▶ [WHAT THIS TASK INVOLVES]: Provide nothing beyond the count of lines that include the string "React".

▶ [DATA LINES]:

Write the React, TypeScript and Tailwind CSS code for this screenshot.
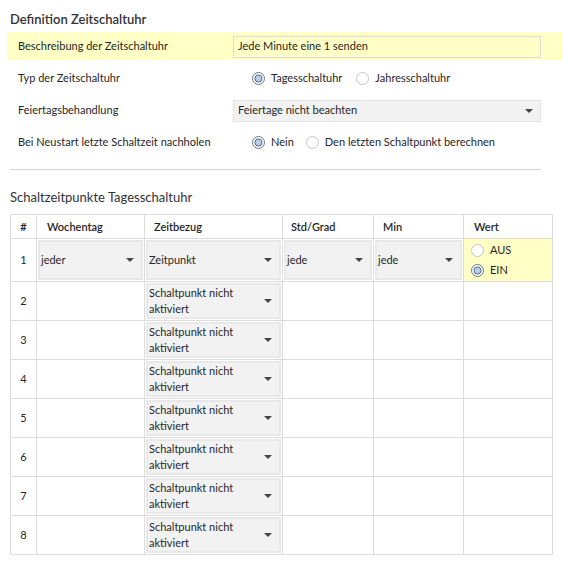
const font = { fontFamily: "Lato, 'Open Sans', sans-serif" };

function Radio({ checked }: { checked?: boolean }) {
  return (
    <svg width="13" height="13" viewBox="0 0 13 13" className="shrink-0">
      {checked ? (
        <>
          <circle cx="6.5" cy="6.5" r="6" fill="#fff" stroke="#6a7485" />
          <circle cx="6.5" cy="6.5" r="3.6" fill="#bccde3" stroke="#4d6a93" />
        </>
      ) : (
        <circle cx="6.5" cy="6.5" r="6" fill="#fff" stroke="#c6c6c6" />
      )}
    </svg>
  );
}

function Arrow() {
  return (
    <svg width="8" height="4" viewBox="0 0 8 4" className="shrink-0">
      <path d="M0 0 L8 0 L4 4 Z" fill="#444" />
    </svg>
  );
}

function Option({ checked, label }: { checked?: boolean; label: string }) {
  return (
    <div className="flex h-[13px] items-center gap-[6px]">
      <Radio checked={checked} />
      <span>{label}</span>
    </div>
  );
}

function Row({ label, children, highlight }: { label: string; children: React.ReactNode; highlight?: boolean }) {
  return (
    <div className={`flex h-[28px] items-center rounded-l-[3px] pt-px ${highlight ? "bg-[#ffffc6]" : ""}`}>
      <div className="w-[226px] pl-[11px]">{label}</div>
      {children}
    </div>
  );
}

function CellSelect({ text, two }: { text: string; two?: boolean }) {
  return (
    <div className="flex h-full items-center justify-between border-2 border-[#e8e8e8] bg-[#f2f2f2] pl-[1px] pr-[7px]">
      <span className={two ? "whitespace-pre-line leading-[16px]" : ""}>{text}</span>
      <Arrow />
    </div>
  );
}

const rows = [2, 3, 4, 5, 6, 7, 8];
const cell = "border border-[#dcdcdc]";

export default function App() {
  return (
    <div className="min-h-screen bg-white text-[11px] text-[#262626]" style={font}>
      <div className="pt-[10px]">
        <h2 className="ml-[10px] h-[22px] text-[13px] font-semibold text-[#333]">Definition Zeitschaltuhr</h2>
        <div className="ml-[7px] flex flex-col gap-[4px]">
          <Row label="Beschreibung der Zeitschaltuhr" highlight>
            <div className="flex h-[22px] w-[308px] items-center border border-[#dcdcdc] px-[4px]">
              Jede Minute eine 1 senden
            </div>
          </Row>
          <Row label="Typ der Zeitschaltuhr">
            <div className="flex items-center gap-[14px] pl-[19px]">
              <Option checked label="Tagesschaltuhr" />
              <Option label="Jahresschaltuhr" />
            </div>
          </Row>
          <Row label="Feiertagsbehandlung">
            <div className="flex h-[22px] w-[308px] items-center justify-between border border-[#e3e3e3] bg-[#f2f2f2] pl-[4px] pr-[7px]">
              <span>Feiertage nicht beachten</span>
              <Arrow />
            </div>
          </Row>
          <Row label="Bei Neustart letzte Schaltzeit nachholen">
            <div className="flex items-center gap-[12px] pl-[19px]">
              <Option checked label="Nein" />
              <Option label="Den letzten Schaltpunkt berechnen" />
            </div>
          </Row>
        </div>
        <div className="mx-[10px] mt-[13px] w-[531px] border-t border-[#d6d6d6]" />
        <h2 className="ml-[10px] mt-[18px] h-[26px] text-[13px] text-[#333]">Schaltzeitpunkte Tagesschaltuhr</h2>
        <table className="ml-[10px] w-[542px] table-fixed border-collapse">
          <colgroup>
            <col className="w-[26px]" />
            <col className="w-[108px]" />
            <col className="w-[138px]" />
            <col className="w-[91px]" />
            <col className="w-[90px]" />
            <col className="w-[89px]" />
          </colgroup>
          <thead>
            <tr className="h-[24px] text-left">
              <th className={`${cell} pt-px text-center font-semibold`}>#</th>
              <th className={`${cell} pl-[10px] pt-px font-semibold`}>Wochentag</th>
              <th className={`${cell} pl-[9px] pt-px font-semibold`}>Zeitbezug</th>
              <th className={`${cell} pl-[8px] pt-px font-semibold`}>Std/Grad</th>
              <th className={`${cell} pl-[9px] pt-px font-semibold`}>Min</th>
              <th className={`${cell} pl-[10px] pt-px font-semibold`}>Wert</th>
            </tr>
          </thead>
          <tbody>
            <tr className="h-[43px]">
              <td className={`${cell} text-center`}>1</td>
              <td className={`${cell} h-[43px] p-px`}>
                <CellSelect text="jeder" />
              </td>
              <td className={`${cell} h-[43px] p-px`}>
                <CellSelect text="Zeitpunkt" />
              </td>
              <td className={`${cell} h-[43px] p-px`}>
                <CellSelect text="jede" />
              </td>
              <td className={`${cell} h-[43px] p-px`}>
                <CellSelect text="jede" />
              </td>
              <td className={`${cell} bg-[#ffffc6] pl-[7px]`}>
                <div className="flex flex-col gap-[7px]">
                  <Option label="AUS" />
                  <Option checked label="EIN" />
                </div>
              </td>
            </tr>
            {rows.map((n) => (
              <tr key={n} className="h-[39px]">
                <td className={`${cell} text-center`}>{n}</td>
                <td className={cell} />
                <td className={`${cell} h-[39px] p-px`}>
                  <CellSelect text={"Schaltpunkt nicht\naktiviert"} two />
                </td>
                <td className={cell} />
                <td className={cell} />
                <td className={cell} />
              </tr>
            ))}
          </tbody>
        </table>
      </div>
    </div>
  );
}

▶ [CORRECT OUTPUT]: 2